My problem is that I can't find how to obtain the gradient of the kriged function (I tried to use linearize but I don't know how to make it work).
from __future__ import print_function
from six import moves
from random import shuffle
import sys
import numpy as np
from numpy import linalg as LA
import math
from openmdao.braninkm import F, G, DF, DG
from openmdao.api import Group, Component,IndepVarComp
from openmdao.api import MetaModel
from openmdao.api import KrigingSurrogate, FloatKrigingSurrogate
def rand_lhc(b, k):
# Calculates a random Latin hypercube set of n points in k dimensions within [0,n-1]^k hypercube.
arr = np.zeros((2*b, k))
row = list(moves.xrange(-b, b))
for i in moves.xrange(k):
shuffle(row)
arr[:, i] = row
return arr/b*1.2
class TrigMM(Group):
''' FloatKriging gives responses as floats '''
def __init__(self):
super(TrigMM, self).__init__()
# Create meta_model for f_x as the response
F_mm = self.add("F_mm", MetaModel())
F_mm.add_param('X', val=np.array([0., 0.]))
F_mm.add_output('f_x:float', val=0., surrogate=FloatKrigingSurrogate())
# F_mm.add_output('df_x:float', val=0., surrogate=KrigingSurrogate().linearize)
#F_mm.linearize('X', 'f_x:float')
#F_mm.add_output('g_x:float', val=0., surrogate=FloatKrigingSurrogate())
print('init ok')
self.add('p1', IndepVarComp('X', val=np.array([0., 0.])))
self.connect('p1.X','F_mm.X')
# Create meta_model for f_x as the response
G_mm = self.add("G_mm", MetaModel())
G_mm.add_param('X', val=np.array([0., 0.]))
G_mm.add_output('g_x:float', val=0., surrogate=FloatKrigingSurrogate())
#G_mm.add_output('df_x:float', val=0., surrogate=KrigingSurrogate().linearize)
#G_mm.linearize('X', 'g_x:float')
self.add('p2', IndepVarComp('X', val=np.array([0., 0.])))
self.connect('p2.X','G_mm.X')
from openmdao.api import Problem
prob = Problem()
prob.root = TrigMM()
prob.setup()
u=4
v=3
#training avec latin hypercube
prob['F_mm.train:X'] = rand_lhc(20,2)
prob['G_mm.train:X'] = rand_lhc(20,2)
#prob['F_mm.train:X'] = rand_lhc(10,2)
#prob['G_mm.train:X'] = rand_lhc(10,2)
#prob['F_mm.linearize:X'] = rand_lhc(10,2)

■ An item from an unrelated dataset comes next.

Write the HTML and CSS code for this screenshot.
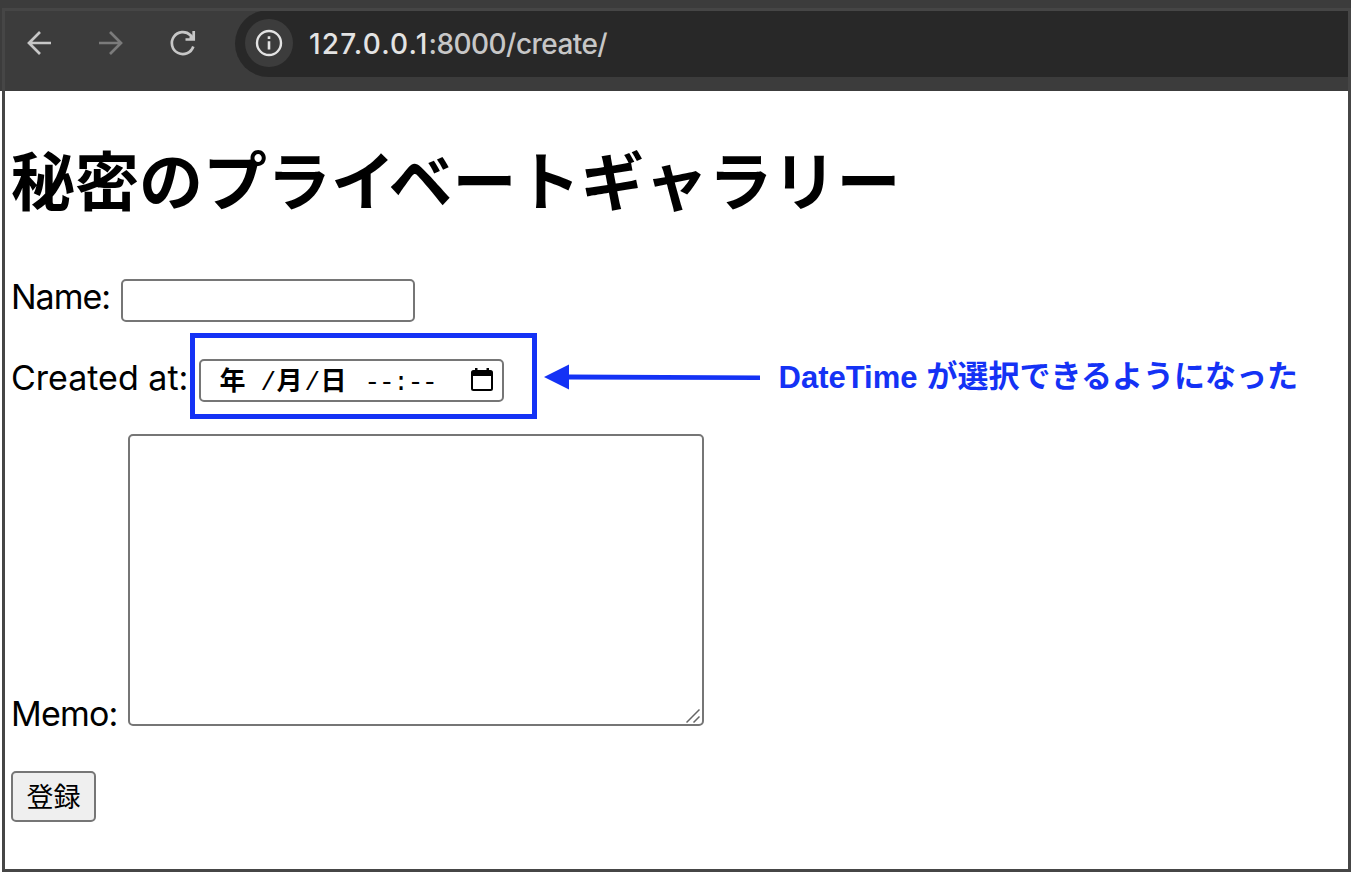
FILE: index.html
```html
<!DOCTYPE html>
<html lang="ja">
<head>
<meta charset="utf-8">
<title>秘密のプライベートギャラリー</title>
<link rel="stylesheet" href="styles.css">
</head>
<body>
<header class="toolbar">
  <svg class="nav-icons" width="235" height="66" viewBox="0 0 235 66" fill="none" stroke-width="2.7">
    <path class="nav-on" d="M51 33H29M40 22L29 33L40 44"/>
    <path class="nav-off" d="M99 33H121M110 22L121 33L110 44"/>
    <path class="nav-on" d="M193.300 36.500A11 11 0 1 1 190.500 25.200L193 28"/>
    <path class="nav-on" d="M185.500 29.500H193.700V21M189.500 27.500H193.700"/>
  </svg>
  <div class="address">
    <svg class="info" width="48" height="48" viewBox="0 0 48 48">
      <circle class="info-bg" cx="24" cy="24" r="24"/>
      <circle class="info-ring" cx="24" cy="24" r="12"/>
      <path class="info-mark" d="M24 22.3V30.5M24 17.2V20"/>
    </svg>
    <span class="url"><b class="host">127.0.0.1</b>:8000/create/</span>
  </div>
</header>
<main class="page">
  <h1 class="title">秘密のプラ<span class="tight">イ</span>ベートギャラリー</h1>
  <form class="form">
    <div class="row">
      <label class="label label-name" for="name">Name:</label>
      <input class="field" id="name" type="text">
    </div>
    <div class="row row-date">
      <span class="label label-date">Created at:</span>
      <div class="highlight">
        <div class="datetime">
          <b class="year">年</b><span class="slash">/</span><b class="month">月</b><span class="slash">/</span><b class="day">日</b><span class="time">--:--</span>
          <svg class="calendar" width="22" height="24" viewBox="0 0 22 24">
            <path d="M4 0h2.500v2h9V0H18v2h1.500Q22 2 22 4.500V20.500Q22 23 19.500 23h-17Q0 23 0 20.500V4.500Q0 2 2.500 2H4ZM2 8v12.500q0 .5.5.5h17q.5 0 .5-.5V8Z"/>
          </svg>
        </div>
      </div>
      <svg class="arrow" width="217" height="26" viewBox="0 0 217 26">
        <path d="M0 13L25 .5V10.500L216 11.500V16L25 15.500V25.500Z"/>
      </svg>
      <strong class="note"><span class="note-latin">DateTime</span>が選択できるようになった</strong>
    </div>
    <div class="row row-memo">
      <label class="label label-memo" for="memo">Memo:</label>
      <div class="memo-wrap">
        <textarea class="memo" id="memo"></textarea>
        <svg class="grip" width="14" height="14" viewBox="0 0 14 14"><path d="M.5 13.500L13.500 .5M7.500 13.500L13.500 7.500"/></svg>
      </div>
    </div>
    <button class="submit" type="button">登録</button>
  </form>
</main>
<div class="frame"></div>
</body>
</html>
```
FILE: styles.css
```css
* { box-sizing: border-box; }
body {
  margin: 0;
  width: 1351px;
  height: 874px;
  overflow: hidden;
  position: relative;
  background: #fff;
  color: #000;
  font-family: Inter, "Noto Sans CJK JP", sans-serif;
}
.toolbar {
  display: flex;
  height: 91px;
  padding: 10px 3px 14px 0;
  background: #3c3c3c;
}
.nav-icons { flex: none; }
.nav-on { stroke: #c7c7c7; }
.nav-off { stroke: #7b7b7b; }
.address {
  flex: 1;
  display: flex;
  align-items: center;
  gap: 16px;
  padding: 0 0 2px 10px;
  border-radius: 34px 0 0 34px;
  background: #282828;
}
.info-bg { fill: #3c3c3c; }
.info-ring { fill: none; stroke: #e3e3e3; stroke-width: 2.4; }
.info-mark { fill: none; stroke: #e3e3e3; stroke-width: 2.6; }
.url {
  padding-top: 2px;
  font-size: 28px;
  line-height: 40px;
  font-weight: 450;
  letter-spacing: -.55px;
  color: #c7c7c7;
  white-space: nowrap;
}
.host { font-weight: 450; letter-spacing: 1.15px; color: #e3e3e3; }
.page { padding: 33px 0 0 11px; }
.title {
  margin: 0;
  height: 106px;
  font-family: "Noto Sans CJK JP", sans-serif;
  font-size: 64px;
  line-height: 106px;
  font-weight: 700;
  white-space: nowrap;
}
.tight { letter-spacing: -6.5px; }
.form { padding-top: 49px; }
.row { display: flex; height: 43px; align-items: flex-start; }
.label {
  flex: none;
  font-size: 34px;
  line-height: 36px;
  font-weight: 400;
  white-space: nowrap;
}
.label-name { width: 110px; letter-spacing: -1px; }
.field {
  width: 294px;
  height: 43px;
  margin: 0;
  border: 2px solid #767676;
  border-radius: 5px;
}
.row-date { height: 86px; margin-top: 11px; }
.label-date { width: 178.5px; padding-top: 27px; }
.highlight {
  flex: none;
  width: 347px;
  height: 86px;
  padding: 21px 0 0 4px;
  border: 5px solid #1432f5;
}
.datetime {
  display: flex;
  align-items: center;
  width: 305px;
  height: 43px;
  padding: 4px 0 0 19px;
  border: 2px solid #767676;
  border-radius: 5px;
  font: 26px/36px "Liberation Mono", "Noto Sans CJK JP", monospace;
}
.year { width: 41px; }
.slash { width: 16px; }
.month { width: 28px; }
.day { width: 44px; }
.time { width: 106px; letter-spacing: -1.2px; }
.calendar { flex: none; margin-top: -5px; }
.arrow { flex: none; margin: 31px 18px 0 7px; fill: #1432f5; }
.note {
  display: flex;
  gap: 9px;
  padding-top: 21px;
  font: 700 31px/40px "Noto Sans CJK JP", sans-serif;
  color: #1432f5;
  white-space: nowrap;
}
.note-latin { padding-top: 4px; font-family: "Liberation Sans", sans-serif; }
.row-memo { height: 292px; margin-top: 15px; }
.label-memo { width: 117px; padding-top: 262px; letter-spacing: -.8px; }
.memo-wrap { position: relative; width: 576px; height: 292px; }
.memo {
  display: block;
  width: 100%;
  height: 100%;
  border: 2px solid #767676;
  border-radius: 5px;
  resize: none;
}
.grip { position: absolute; right: 4px; bottom: 3px; fill: none; stroke: #666; stroke-width: 1.5; }
.submit {
  display: block;
  width: 85px;
  height: 51px;
  margin-top: 45px;
  padding: 0 0 2px;
  border: 2px solid #767676;
  border-radius: 5px;
  background: #efefef;
  color: #000;
  font: 27px/44px "Noto Sans CJK JP", sans-serif;
}
.frame {
  position: absolute;
  left: 2px;
  top: 8px;
  width: 1349px;
  height: 864px;
  border: 3px solid #464646;
  pointer-events: none;
}
```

#prob['G_mm.linearize:X'] = rand_lhc(10,2)
datF=[]
datG=[]
datDF=[]
datDG=[]
for i in range(len(prob['F_mm.train:X'])):
datF.append(F(np.array([prob['F_mm.train:X'][i]]),u))
#datG.append(G(np.array([prob['F_mm.train:X'][i]]),v))
data_trainF=np.fromiter(datF,np.float)
for i in range(len(prob['G_mm.train:X'])):
datG.append(G(np.array([prob['G_mm.train:X'][i]]),v))
data_trainG=np.fromiter(datG,np.float)
prob['F_mm.train:f_x:float'] = data_trainF
#prob['F_mm.train:g_x:float'] = data_trainG
prob['G_mm.train:g_x:float'] = data_trainG
Are you going to be writing a Multiple Gradient Descent driver? If so, then OpenMDAO calculates the gradient from a param to an output at the Problem level using the calc_gradient method.
If you take a look at the source code for the pyoptsparse driver:
https://github.com/OpenMDAO/OpenMDAO/blob/master/openmdao/drivers/pyoptsparse_driver.py
The _gradfunc method is a callback function that returns the gradient of the constraints and objectives with respect to the design variables. The Metamodel component has built-in analytic gradients for all (I think) of our surrogates, so you don't even have to declare any there.
If this isn't what you are trying to do, then I may need a little more information about your application.